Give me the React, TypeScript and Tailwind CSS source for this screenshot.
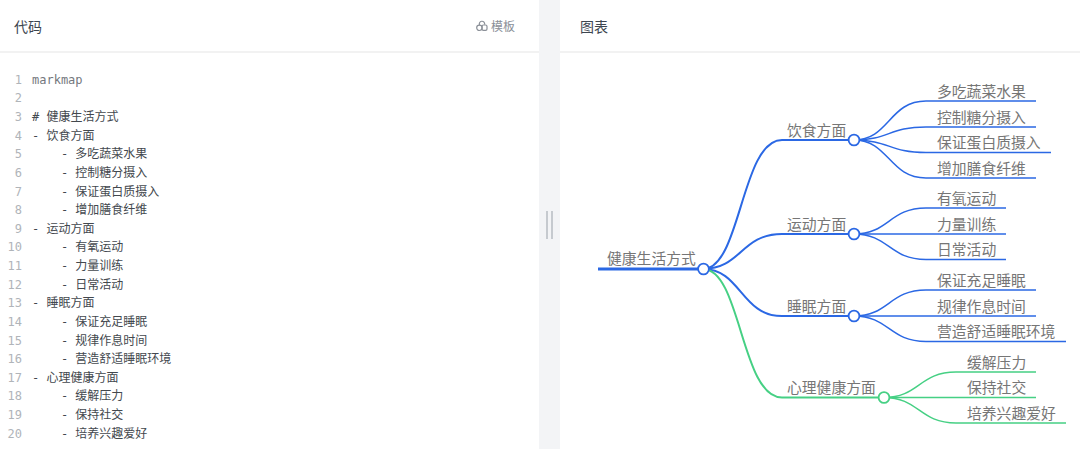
const codeLines = [
  'markmap',
  '',
  '# 健康生活方式',
  '- 饮食方面',
  '    - 多吃蔬菜水果',
  '    - 控制糖分摄入',
  '    - 保证蛋白质摄入',
  '    - 增加膳食纤维',
  '- 运动方面',
  '    - 有氧运动',
  '    - 力量训练',
  '    - 日常活动',
  '- 睡眠方面',
  '    - 保证充足睡眠',
  '    - 规律作息时间',
  '    - 营造舒适睡眠环境',
  '- 心理健康方面',
  '    - 缓解压力',
  '    - 保持社交',
  '    - 培养兴趣爱好',
];

const BLUE = '#2b68e4';
const GREEN = '#46d084';

const branches = [
  {
    label: '饮食方面', y: 140, textX: 787, cx: 854, color: BLUE,
    leaves: [
      { label: '多吃蔬菜水果', y: 101, end: 1036 },
      { label: '控制糖分摄入', y: 127, end: 1036 },
      { label: '保证蛋白质摄入', y: 152.5, end: 1051 },
      { label: '增加膳食纤维', y: 178, end: 1036 },
    ],
  },
  {
    label: '运动方面', y: 234, textX: 787, cx: 854, color: BLUE,
    leaves: [
      { label: '有氧运动', y: 208, end: 1006 },
      { label: '力量训练', y: 234, end: 1006 },
      { label: '日常活动', y: 259.5, end: 1006 },
    ],
  },
  {
    label: '睡眠方面', y: 316, textX: 787, cx: 854, color: BLUE,
    leaves: [
      { label: '保证充足睡眠', y: 290, end: 1036 },
      { label: '规律作息时间', y: 316, end: 1036 },
      { label: '营造舒适睡眠环境', y: 341.5, end: 1066 },
    ],
  },
  {
    label: '心理健康方面', y: 397.5, textX: 787, cx: 884, color: GREEN,
    leaves: [
      { label: '缓解压力', y: 372, end: 1036 },
      { label: '保持社交', y: 397.5, end: 1036 },
      { label: '培养兴趣爱好', y: 423, end: 1066 },
    ],
  },
];

const mapFont = { fontFamily: '"Noto Sans CJK SC", sans-serif' };

function MindMap() {
  return (
    <svg width="520" height="396" viewBox="560 53 520 396" className="block">
      <g fill="none">
        <path d="M598 269H703" stroke={BLUE} strokeWidth="3" />
        {branches.map((b) => (
          <g key={b.label} stroke={b.color}>
            <path
              d={`M703 269C741 269 741 ${b.y} 782 ${b.y}H${b.cx}`}
              strokeWidth="2"
            />
            {b.leaves.map((l) => (
              <path
                key={l.label}
                d={`M${b.cx} ${b.y}C${b.cx + 35} ${b.y} ${b.cx + 35} ${l.y} ${b.cx + 72} ${l.y}H${l.end}`}
                strokeWidth="1.5"
              />
            ))}
          </g>
        ))}
      </g>
      <circle cx="703.5" cy="269" r="5.4" fill="#fff" stroke={BLUE} strokeWidth="1.8" />
      {branches.map((b) => (
        <circle key={b.label} cx={b.cx} cy={b.y} r="5.4" fill="#fff" stroke={b.color} strokeWidth="1.8" />
      ))}
      <g fill="#767676" fontSize="14.8" style={mapFont}>
        <text x="607" y="264">健康生活方式</text>
        {branches.map((b) => (
          <text key={b.label} x={b.textX} y={b.y - 4.5}>{b.label}</text>
        ))}
        {branches.map((b) =>
          b.leaves.map((l) => (
            <text key={l.label} x={b.cx + 83} y={l.y - 4.5}>{l.label}</text>
          ))
        )}
      </g>
    </svg>
  );
}

function TemplateIcon() {
  return (
    <svg width="12" height="12" viewBox="0 0 12 12" fill="none" stroke="#8b9098" strokeWidth="1.2">
      <path d="M3.6 5.2A2.7 2.7 0 1 1 8.6 4.6" />
      <circle cx="3.4" cy="7.8" r="2.7" />
      <rect x="6" y="5" width="5" height="5.4" rx="1.4" />
    </svg>
  );
}

export default function App() {
  return (
    <div className="flex h-[449px] w-[1080px] overflow-hidden bg-[#f3f4f6] font-['Noto_Sans_CJK_SC',sans-serif]">
      <section className="flex w-[539px] flex-col bg-white">
        <header className="flex h-[53px] items-center justify-between border-b-2 border-[#f2f2f2] pl-[14px] pr-[24px]">
          <h2 className="text-sm text-[#3d4650]">代码</h2>
          <button className="flex items-center gap-[3px] text-xs text-[#8b9098]">
            <TemplateIcon />
            模板
          </button>
        </header>
        <div className="pt-[17.5px] font-['DejaVu_Sans_Mono','Noto_Sans_CJK_SC',monospace] text-xs">
          {codeLines.map((line, i) => (
            <div key={i} className="flex h-[18.63px] items-center leading-none">
              <span className="w-[22px] shrink-0 text-right text-[#b0b4b9]">{i + 1}</span>
              <span className={`ml-[10px] whitespace-pre ${i === 0 ? 'text-[#74787e]' : 'text-[#43484e]'}`}>{line}</span>
            </div>
          ))}
        </div>
      </section>
      <div className="flex w-[21px] shrink-0 items-center justify-center">
        <div className="h-[28px] w-[7px] border-x-2 border-[#c6cacf]" />
      </div>
      <section className="flex flex-1 flex-col bg-white">
        <header className="flex h-[53px] items-center border-b-2 border-[#f2f2f2] pl-5">
          <h2 className="text-sm text-[#3d4650]">图表</h2>
        </header>
        <MindMap />
      </section>
    </div>
  );
}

——

[WHAT YOU NEED TO DO] Repeat exactly and only the lines from the start of the data above through the line that holds "const GREEN = '#46d084';", inclusive. Pictures do not belong in the copy.

[EXPECTED ANSWER]
Give me the React, TypeScript and Tailwind CSS source for this screenshot.
const codeLines = [
  'markmap',
  '',
  '# 健康生活方式',
  '- 饮食方面',
  '    - 多吃蔬菜水果',
  '    - 控制糖分摄入',
  '    - 保证蛋白质摄入',
  '    - 增加膳食纤维',
  '- 运动方面',
  '    - 有氧运动',
  '    - 力量训练',
  '    - 日常活动',
  '- 睡眠方面',
  '    - 保证充足睡眠',
  '    - 规律作息时间',
  '    - 营造舒适睡眠环境',
  '- 心理健康方面',
  '    - 缓解压力',
  '    - 保持社交',
  '    - 培养兴趣爱好',
];

const BLUE = '#2b68e4';
const GREEN = '#46d084';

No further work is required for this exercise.